STATED EXERCISE:
Copy every line that mentions the word "this".

RECORD EXTRACTS:
>>>

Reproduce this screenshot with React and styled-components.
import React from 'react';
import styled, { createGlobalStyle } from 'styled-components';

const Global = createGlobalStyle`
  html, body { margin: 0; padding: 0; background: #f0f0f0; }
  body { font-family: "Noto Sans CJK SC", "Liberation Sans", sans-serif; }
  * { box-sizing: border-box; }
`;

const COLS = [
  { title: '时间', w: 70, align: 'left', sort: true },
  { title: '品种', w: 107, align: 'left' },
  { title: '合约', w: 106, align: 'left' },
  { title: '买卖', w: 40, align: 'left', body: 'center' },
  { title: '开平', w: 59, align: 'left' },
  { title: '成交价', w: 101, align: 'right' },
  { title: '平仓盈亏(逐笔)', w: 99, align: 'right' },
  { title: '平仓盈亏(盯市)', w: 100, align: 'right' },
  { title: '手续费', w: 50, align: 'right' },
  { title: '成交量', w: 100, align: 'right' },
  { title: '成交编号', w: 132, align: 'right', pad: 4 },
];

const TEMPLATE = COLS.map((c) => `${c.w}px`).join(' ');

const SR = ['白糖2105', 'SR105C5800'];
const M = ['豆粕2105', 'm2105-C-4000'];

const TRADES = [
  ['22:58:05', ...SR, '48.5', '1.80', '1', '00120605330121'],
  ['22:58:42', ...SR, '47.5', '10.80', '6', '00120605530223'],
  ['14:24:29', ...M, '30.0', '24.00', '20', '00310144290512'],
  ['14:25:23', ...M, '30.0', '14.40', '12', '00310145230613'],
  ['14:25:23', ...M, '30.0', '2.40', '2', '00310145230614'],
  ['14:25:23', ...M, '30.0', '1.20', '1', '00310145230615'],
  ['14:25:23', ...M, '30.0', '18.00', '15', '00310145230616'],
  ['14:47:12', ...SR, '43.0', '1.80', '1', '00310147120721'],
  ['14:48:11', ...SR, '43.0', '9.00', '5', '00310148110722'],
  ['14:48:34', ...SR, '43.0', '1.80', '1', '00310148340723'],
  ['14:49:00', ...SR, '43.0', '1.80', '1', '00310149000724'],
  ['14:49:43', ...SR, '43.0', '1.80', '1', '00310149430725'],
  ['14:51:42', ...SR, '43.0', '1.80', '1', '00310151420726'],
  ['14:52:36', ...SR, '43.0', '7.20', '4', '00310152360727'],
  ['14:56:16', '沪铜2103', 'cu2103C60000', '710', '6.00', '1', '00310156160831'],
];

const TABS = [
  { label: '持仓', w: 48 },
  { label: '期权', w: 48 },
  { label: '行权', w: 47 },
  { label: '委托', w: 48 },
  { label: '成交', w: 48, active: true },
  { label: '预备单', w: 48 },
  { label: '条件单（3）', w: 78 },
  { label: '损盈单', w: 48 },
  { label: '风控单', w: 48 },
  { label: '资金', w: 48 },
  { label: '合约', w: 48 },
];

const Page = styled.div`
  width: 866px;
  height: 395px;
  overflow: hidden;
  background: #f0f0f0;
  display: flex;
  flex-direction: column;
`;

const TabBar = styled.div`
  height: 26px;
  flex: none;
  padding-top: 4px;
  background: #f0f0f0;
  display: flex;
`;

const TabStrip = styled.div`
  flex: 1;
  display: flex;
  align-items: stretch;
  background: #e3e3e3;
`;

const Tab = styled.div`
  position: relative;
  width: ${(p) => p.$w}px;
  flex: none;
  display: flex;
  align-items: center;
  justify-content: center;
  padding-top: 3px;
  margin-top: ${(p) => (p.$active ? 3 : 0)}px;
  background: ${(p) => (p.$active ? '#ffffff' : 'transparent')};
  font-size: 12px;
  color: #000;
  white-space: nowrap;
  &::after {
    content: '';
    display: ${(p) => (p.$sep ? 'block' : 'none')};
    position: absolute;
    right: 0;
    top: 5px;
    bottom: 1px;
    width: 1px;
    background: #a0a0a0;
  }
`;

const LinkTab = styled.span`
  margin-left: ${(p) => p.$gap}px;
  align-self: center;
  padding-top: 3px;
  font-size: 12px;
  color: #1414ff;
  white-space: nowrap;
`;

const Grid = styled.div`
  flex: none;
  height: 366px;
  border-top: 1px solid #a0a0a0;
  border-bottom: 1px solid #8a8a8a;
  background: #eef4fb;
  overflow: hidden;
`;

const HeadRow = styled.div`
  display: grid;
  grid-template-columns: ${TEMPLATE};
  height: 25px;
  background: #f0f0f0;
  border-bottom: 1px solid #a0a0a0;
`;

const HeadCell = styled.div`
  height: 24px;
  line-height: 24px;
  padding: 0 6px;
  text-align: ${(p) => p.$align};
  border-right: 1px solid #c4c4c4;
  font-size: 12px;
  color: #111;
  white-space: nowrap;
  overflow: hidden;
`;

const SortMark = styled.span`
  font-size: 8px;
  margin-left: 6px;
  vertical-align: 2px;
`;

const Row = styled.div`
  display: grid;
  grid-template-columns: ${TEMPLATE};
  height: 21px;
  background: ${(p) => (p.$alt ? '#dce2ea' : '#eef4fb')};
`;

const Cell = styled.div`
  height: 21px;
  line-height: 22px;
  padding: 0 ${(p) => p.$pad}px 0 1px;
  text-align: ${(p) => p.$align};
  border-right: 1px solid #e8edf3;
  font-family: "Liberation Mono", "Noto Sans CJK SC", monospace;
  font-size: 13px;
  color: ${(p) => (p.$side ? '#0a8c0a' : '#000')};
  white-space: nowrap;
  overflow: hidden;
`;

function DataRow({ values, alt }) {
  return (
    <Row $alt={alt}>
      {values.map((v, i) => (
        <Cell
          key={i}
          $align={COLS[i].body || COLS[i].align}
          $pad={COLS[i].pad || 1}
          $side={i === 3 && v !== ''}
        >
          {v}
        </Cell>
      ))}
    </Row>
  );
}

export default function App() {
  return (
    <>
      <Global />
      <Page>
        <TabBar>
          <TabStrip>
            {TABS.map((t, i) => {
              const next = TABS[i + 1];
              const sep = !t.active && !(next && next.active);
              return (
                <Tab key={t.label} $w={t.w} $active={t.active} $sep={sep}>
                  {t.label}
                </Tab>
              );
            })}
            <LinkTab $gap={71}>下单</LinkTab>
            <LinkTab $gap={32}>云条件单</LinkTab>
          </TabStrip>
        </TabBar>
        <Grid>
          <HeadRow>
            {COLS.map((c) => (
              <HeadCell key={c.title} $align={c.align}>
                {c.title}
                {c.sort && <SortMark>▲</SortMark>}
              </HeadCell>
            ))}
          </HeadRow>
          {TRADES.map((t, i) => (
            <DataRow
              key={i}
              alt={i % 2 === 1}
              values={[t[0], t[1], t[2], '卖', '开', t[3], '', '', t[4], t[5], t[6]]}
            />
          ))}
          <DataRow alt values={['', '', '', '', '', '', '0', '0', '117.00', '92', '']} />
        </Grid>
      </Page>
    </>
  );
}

<<<
>>>

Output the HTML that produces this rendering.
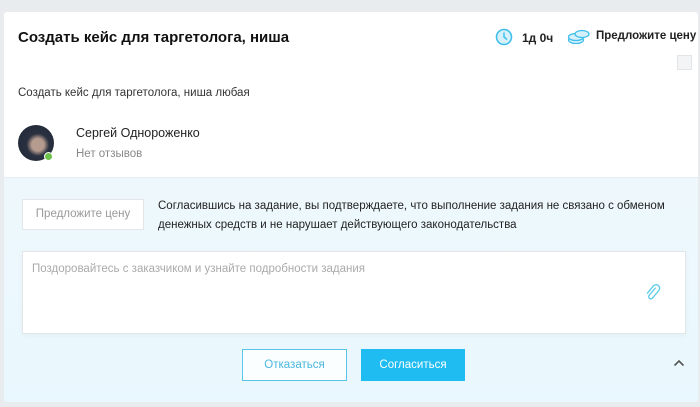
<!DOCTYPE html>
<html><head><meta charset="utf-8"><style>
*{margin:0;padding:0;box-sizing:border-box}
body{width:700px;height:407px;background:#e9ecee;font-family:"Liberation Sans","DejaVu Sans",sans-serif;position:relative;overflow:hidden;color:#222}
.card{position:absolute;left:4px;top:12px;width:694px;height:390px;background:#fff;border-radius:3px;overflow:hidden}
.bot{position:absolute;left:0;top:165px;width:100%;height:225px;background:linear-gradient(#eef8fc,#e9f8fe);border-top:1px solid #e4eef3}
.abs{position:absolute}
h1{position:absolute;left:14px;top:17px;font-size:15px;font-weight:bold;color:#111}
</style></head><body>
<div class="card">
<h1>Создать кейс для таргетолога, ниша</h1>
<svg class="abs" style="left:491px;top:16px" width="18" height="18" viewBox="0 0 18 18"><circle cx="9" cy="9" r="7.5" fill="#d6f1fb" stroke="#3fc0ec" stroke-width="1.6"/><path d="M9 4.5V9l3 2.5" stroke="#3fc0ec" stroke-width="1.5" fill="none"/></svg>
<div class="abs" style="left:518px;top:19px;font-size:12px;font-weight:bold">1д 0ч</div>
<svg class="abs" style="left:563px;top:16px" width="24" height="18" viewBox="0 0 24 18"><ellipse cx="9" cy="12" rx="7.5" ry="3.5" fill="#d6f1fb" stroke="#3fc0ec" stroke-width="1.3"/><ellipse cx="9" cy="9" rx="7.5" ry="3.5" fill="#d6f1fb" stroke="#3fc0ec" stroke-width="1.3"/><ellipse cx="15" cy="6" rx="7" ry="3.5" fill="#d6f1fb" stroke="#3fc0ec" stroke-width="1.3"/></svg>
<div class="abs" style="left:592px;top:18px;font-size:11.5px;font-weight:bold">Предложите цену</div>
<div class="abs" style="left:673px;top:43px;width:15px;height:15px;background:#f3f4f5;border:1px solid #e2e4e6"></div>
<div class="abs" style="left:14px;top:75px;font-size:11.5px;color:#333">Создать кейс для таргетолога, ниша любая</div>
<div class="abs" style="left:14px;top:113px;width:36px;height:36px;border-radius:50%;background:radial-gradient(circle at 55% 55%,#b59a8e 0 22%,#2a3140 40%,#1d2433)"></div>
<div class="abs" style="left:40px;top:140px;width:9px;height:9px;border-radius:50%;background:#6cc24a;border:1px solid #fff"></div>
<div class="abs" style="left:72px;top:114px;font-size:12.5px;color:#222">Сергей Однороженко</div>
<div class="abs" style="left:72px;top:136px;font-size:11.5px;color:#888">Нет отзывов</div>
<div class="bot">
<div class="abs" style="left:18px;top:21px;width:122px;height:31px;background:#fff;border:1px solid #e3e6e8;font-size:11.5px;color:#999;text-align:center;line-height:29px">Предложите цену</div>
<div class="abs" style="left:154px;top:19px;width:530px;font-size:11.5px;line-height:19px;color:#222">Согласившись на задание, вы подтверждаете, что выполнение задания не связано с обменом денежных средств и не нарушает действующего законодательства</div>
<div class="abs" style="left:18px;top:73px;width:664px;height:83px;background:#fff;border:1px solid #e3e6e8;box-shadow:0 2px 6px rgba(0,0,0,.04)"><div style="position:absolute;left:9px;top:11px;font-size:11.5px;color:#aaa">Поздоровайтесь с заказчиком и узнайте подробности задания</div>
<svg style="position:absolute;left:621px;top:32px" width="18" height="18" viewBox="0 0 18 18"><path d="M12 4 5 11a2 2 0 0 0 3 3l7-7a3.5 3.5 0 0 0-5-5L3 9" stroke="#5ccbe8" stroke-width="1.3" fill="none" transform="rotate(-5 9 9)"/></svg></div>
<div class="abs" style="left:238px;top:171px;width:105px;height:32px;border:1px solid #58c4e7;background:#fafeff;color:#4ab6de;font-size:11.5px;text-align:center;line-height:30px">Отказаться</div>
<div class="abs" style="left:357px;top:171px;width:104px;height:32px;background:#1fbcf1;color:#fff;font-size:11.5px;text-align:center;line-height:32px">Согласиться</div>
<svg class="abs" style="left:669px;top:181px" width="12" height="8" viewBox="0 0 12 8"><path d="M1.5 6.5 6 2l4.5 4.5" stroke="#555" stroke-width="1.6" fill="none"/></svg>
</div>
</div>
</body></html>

<<<
>>>

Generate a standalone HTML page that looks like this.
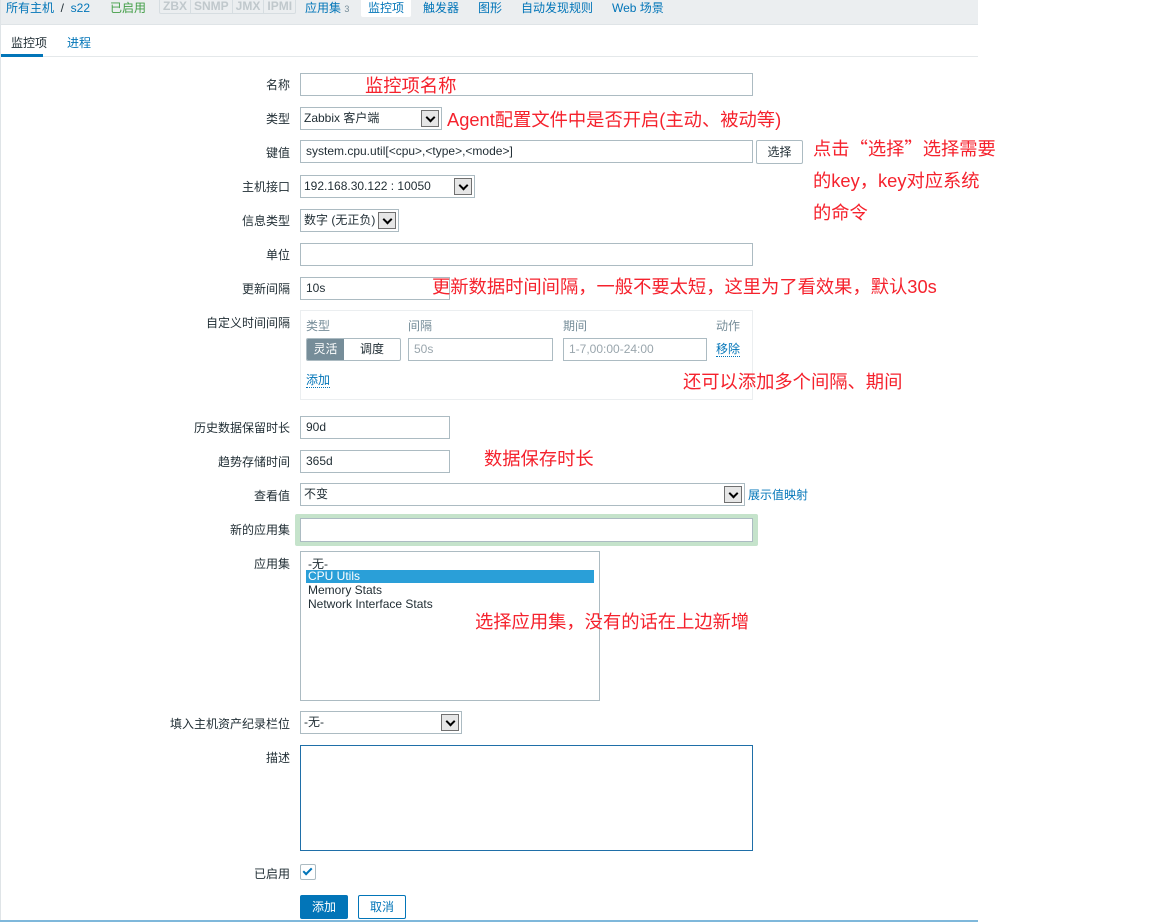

<<<

FULL ANSWER:
Reproduce this screenshot with React and styled-components.
Output the HTML that produces this rendering.
Generate a standalone HTML page that looks like this.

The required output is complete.